Weêrsvoorspellers.
Niet alleen de vogels - als bijv. de zwaluwen, wanneer zij hoog of laag vliegen - maar ook verscheidene andere schepsels voorspellen het weêr.
Verschijnen wespen 's avonds in groot getal, dan is dit een teeken dat er heldere dagen komen; helder weêr is ook te wachten, als de veldmuizen zich 's avonds vroeg vertoonen, als de muldenaars vlug in de lucht rondvliegen en er hoog in opstijgen; als de visschen dicht bij de oppervlakte des waters zwemmen, de mollen uit hunne gaten komen en de kikvorschen lustig kwaken.
Regen staat voor de deur als de pieren uit de gaten kruipen en de mieren ieverig aan 't werken zijn. Onfeilbare weêrsprofeten zijn de kikvorschen en de spinnen.
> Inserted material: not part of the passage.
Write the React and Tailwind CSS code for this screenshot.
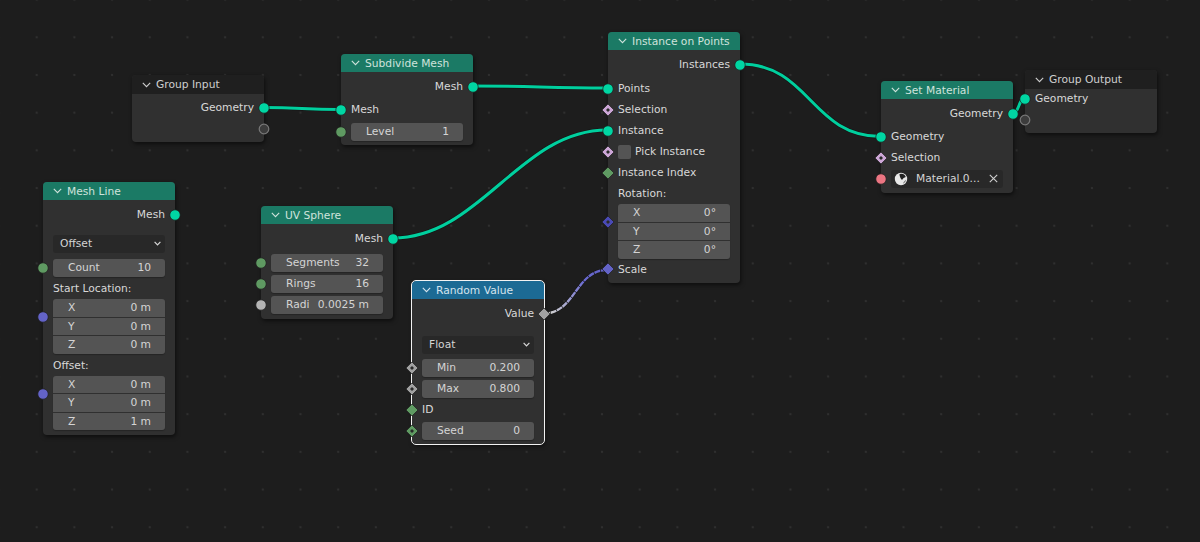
const GEO = "#00d6a3";
const INT = "#5f9a62";
const VEC = "#6363c7";
const FLT = "#a1a1a1";
const BOOL = "#cca6d6";
const MAT = "#eb7582";

function Socket({ side, color, diamond, dot, hollow }) {
  const pos = side === "right" ? "right-0 translate-x-1/2" : "left-0 -translate-x-1/2";
  return (
    <svg width="14" height="14" viewBox="0 0 14 14" className={`absolute top-1/2 -translate-y-1/2 ${pos}`}>
      {diamond ? (
        <path d="M7 1 L13 7 L7 13 L1 7 Z" fill={color} stroke="#1c1c1c" strokeWidth="0.7" />
      ) : hollow ? (
        <circle cx="7" cy="7" r="4.8" fill="#3c3c3c" stroke="#787878" strokeWidth="1.2" />
      ) : (
        <circle cx="7" cy="7" r="5.2" fill={color} stroke="#1c1c1c" strokeWidth="0.7" />
      )}
      {dot && <path d="M7 5 L9 7 L7 9 L5 7 Z" fill="#2a2a2a" />}
    </svg>
  );
}

function Node({ x, y, w = 132, title, head = "bg-[#1b7a65]", headText = "text-[#cfe3dc]", headH = "h-[18px]", pb = "pb-[3px]", sel, children }) {
  return (
    <div
      className={`absolute rounded-[4px] bg-[#303030] shadow-[1px_2px_4px_rgba(0,0,0,0.55)] ${sel ? "outline outline-1 outline-[#f2f2f2]" : ""}`}
      style={{ left: x, top: y, width: w }}
    >
      <div className={`flex items-center gap-[5px] whitespace-nowrap rounded-t-[4px] pl-[10px] ${headH} ${head} ${headText}`}>
        <svg width="9" height="6" viewBox="0 0 9 6" fill="none" stroke="currentColor" strokeWidth="1.1">
          <path d="M0.8 0.8 L4.5 4.6 L8.2 0.8" />
        </svg>
        <span>{title}</span>
      </div>
      <div className={`flex flex-col ${pb}`}>{children}</div>
    </div>
  );
}

function Row({ children, right, socket, mt = "" }) {
  return (
    <div className={`relative flex h-[21px] items-center px-[10px] ${right ? "justify-end" : ""} ${mt}`}>
      {socket && <Socket {...socket} side={right ? "right" : "left"} />}
      {children}
    </div>
  );
}

function Field({ label, value, socket, mt = "" }) {
  return (
    <div className={`relative flex h-[21px] items-center px-[10px] ${mt}`}>
      {socket && <Socket {...socket} side="left" />}
      <div className="flex h-[18px] w-full items-center justify-between rounded-[3px] bg-[#545454] pl-[15px] pr-[14px] text-[#d4d4d4] shadow-[0_1px_1px_rgba(0,0,0,0.25)]">
        <span>{label}</span>
        <span>{value}</span>
      </div>
    </div>
  );
}

function Select({ label, mt = "" }) {
  return (
    <div className={`flex h-[19px] items-center px-[10px] ${mt}`}>
      <div className="flex h-[18px] w-full items-center justify-between rounded-[3px] bg-[#282828] pl-[7px] pr-[4px] text-[#d4d4d4]">
        <span>{label}</span>
        <svg width="7" height="5" viewBox="0 0 7 5" fill="none" stroke="#d8d8d8" strokeWidth="1.2">
          <path d="M0.6 0.8 L3.5 3.8 L6.4 0.8" />
        </svg>
      </div>
    </div>
  );
}

function Vector({ rows, socket, mt = "" }) {
  return (
    <div className={`relative px-[10px] ${mt}`}>
      {socket && (
        <div className="absolute left-0 top-0 h-[36px] w-0">
          <Socket {...socket} side="left" />
        </div>
      )}
      <div className="flex flex-col gap-[1px] overflow-hidden rounded-[3px] shadow-[0_1px_1px_rgba(0,0,0,0.25)]">
        {rows.map(([l, v]) => (
          <div key={l} className="flex h-[17.5px] items-center justify-between bg-[#545454] pl-[15px] pr-[14px] text-[#d4d4d4]">
            <span>{l}</span>
            <span>{v}</span>
          </div>
        ))}
      </div>
    </div>
  );
}

function Wire({ d, color = "#00cf9e", w = 3 }) {
  return (
    <>
      <path d={d} fill="none" stroke="#141414" strokeWidth={w + 1.2} strokeLinecap="round" />
      <path d={d} fill="none" stroke={color} strokeWidth={w} strokeLinecap="round" />
    </>
  );
}

export default function App() {
  return (
    <div
      className="relative h-[542px] w-[1200px] overflow-hidden bg-[#1d1d1d] bg-[radial-gradient(circle,#2f2f2f_1px,transparent_1.6px)] bg-[size:37.7px_37.7px] bg-[position:17.85px_18.45px] text-[10.7px] leading-[13px] text-[#d8d8d8]"
      style={{ fontFamily: '"DejaVu Sans", sans-serif' }}
    >
      <svg width="1200" height="542" className="absolute left-0 top-0">
        <defs>
          <linearGradient id="rv" gradientUnits="userSpaceOnUse" x1="550" y1="313" x2="600" y2="270">
            <stop offset="0" stopColor="#d0d0d0" />
            <stop offset="0.7" stopColor="#6a6ad0" />
            <stop offset="1" stopColor="#6363c7" />
          </linearGradient>
        </defs>
        <Wire d="M264 107.5 C300 107.5 304 109.5 340 109.5" />
        <Wire d="M473 86 C530 86 550 88 607 88" />
        <Wire d="M393 238 C480 238 520 130 607 130" />
        <Wire d="M740 64 C810 64 811 136.5 881 136.5" />
        <Wire d="M1013 113 C1019 113 1019 98 1025 98" />
        <path d="M544 313.5 C575 313.5 576 270 607 270" fill="none" stroke="#141414" strokeWidth="3.4" />
        <path d="M544 313.5 C575 313.5 576 270 607 270" fill="none" stroke="url(#rv)" strokeWidth="2.4" strokeDasharray="6 0.7" />
      </svg>

      <Node x={132} y={75} title="Group Input" head="bg-[#1f1f1f]" headText="text-[#cfcfcf]" headH="h-[19px]">
        <div className="h-[3px]" />
        <Row right socket={{ color: GEO }}>Geometry</Row>
        <Row right socket={{ hollow: true }} />
      </Node>

      <Node x={341} y={54} title="Subdivide Mesh">
        <div className="h-[4px]" />
        <Row right socket={{ color: GEO }}>Mesh</Row>
        <Row mt="mt-[2px]" socket={{ color: GEO }}>Mesh</Row>
        <Field label="Level" value="1" socket={{ color: INT }} mt="mt-[1px]" />
      </Node>

      <Node x={43} y={182} title="Mesh Line" pb="pb-[5px]">
        <div className="h-[4px]" />
        <Row right socket={{ color: GEO }}>Mesh</Row>
        <Select label="Offset" mt="mt-[9px]" />
        <Field label="Count" value="10" socket={{ color: INT }} mt="mt-[4px]" />
        <Row>Start Location:</Row>
        <Vector rows={[["X", "0 m"], ["Y", "0 m"], ["Z", "0 m"]]} socket={{ color: VEC }} />
        <Row mt="mt-[1px]">Offset:</Row>
        <Vector rows={[["X", "0 m"], ["Y", "0 m"], ["Z", "1 m"]]} socket={{ color: VEC }} />
      </Node>

      <Node x={261} y={206} title="UV Sphere" pb="pb-[4px]">
        <div className="h-[4px]" />
        <Row right socket={{ color: GEO }}>Mesh</Row>
        <Field label="Segments" value="32" socket={{ color: INT }} mt="mt-[3px]" />
        <Field label="Rings" value="16" socket={{ color: INT }} />
        <Field label="Radi" value="0.0025 m" socket={{ color: "#b4b4b4" }} />
      </Node>

      <Node x={412} y={281} title="Random Value" head="bg-[#1c6a94]" headText="text-[#d5e4ee]" sel>
        <div className="h-[4px]" />
        <Row right socket={{ color: FLT, diamond: true }}>Value</Row>
        <Select label="Float" mt="mt-[11px]" />
        <Field label="Min" value="0.200" socket={{ color: FLT, diamond: true, dot: true }} mt="mt-[3px]" />
        <Field label="Max" value="0.800" socket={{ color: FLT, diamond: true, dot: true }} />
        <Row socket={{ color: INT, diamond: true }}>ID</Row>
        <Field label="Seed" value="0" socket={{ color: INT, diamond: true, dot: true }} />
      </Node>

      <Node x={608} y={32} title="Instance on Points">
        <div className="h-[4px]" />
        <Row right socket={{ color: GEO }}>Instances</Row>
        <Row mt="mt-[3px]" socket={{ color: GEO }}>Points</Row>
        <Row socket={{ color: BOOL, diamond: true, dot: true }}>Selection</Row>
        <Row socket={{ color: GEO }}>Instance</Row>
        <Row socket={{ color: BOOL, diamond: true, dot: true }}>
          <span className="mr-[4px] h-[14px] w-[13px] rounded-[2px] bg-[#545454]" />
          Pick Instance
        </Row>
        <Row socket={{ color: INT, diamond: true }}>Instance Index</Row>
        <Row>Rotation:</Row>
        <Vector rows={[["X", "0°"], ["Y", "0°"], ["Z", "0°"]]} socket={{ color: "#4a4ab5", diamond: true, dot: true }} />
        <Row socket={{ color: VEC, diamond: true }}>Scale</Row>
      </Node>

      <Node x={881} y={81} title="Set Material" pb="pb-[4px]">
        <div className="h-[4px]" />
        <Row right socket={{ color: GEO }}>Geometry</Row>
        <Row mt="mt-[2px]" socket={{ color: GEO }}>Geometry</Row>
        <Row socket={{ color: BOOL, diamond: true, dot: true }}>Selection</Row>
        <Row socket={{ color: MAT }}>
          <div className="flex h-[18px] w-full items-center rounded-[3px] bg-[#282828] pl-[3px] pr-[5px] text-[#d4d4d4]">
            <svg width="14" height="14" viewBox="0 0 14 14" className="mr-[8px] shrink-0">
              <circle cx="7" cy="7" r="6.2" fill="#e8e8e8" />
              <path d="M5.5 2 A5.2 5.2 0 0 1 11.8 5 C10.2 5.4 9 6.4 8 8 C6.4 6.6 5.5 4.4 5.5 2 Z" fill="#222" />
              <path d="M12.2 7.5 A5.2 5.2 0 0 1 9 11.8 C9.4 10.2 10.6 8.6 12.2 7.5 Z" fill="#777" />
            </svg>
            <span>Material.0...</span>
            <svg width="9" height="9" viewBox="0 0 9 9" stroke="#cfcfcf" strokeWidth="1.1" className="ml-auto shrink-0">
              <path d="M.8 .8 L8.2 8.2 M8.2 .8 L.8 8.2" />
            </svg>
          </div>
        </Row>
      </Node>

      <Node x={1025} y={70} title="Group Output" head="bg-[#1f1f1f]" headText="text-[#cfcfcf]" headH="h-[19px]">
        <Row mt="-mt-[1px]" socket={{ color: GEO }}>Geometry</Row>
        <Row socket={{ hollow: true }} />
      </Node>
    </div>
  );
}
Duikt de eerste onder, als men hem in een met water gevulde kom houdt, of verbergt hij zich onder de voorwerpen, in de kom aanwezig, dan heeft men regen of storm te wachten; maar komt hij boven, dan heldert het weêr op. Maken de spinnen haar net eng en kort, dan is vochtig weêr in aantocht, terwijl het goed weêr bestendiger zal wezen naarmate zij hun weefsel gelijkvormiger en grooter maken.
Ook de planten geven teekens van weersveranderingen. Als de pimpernel zich sluit en de klaver hare bladen laat hangen, is zeer waarschijnlijk regen te wachten, en zoo men de eiken zonder insekten vindt, moet men op een strengen en harden winter bedacht zijn.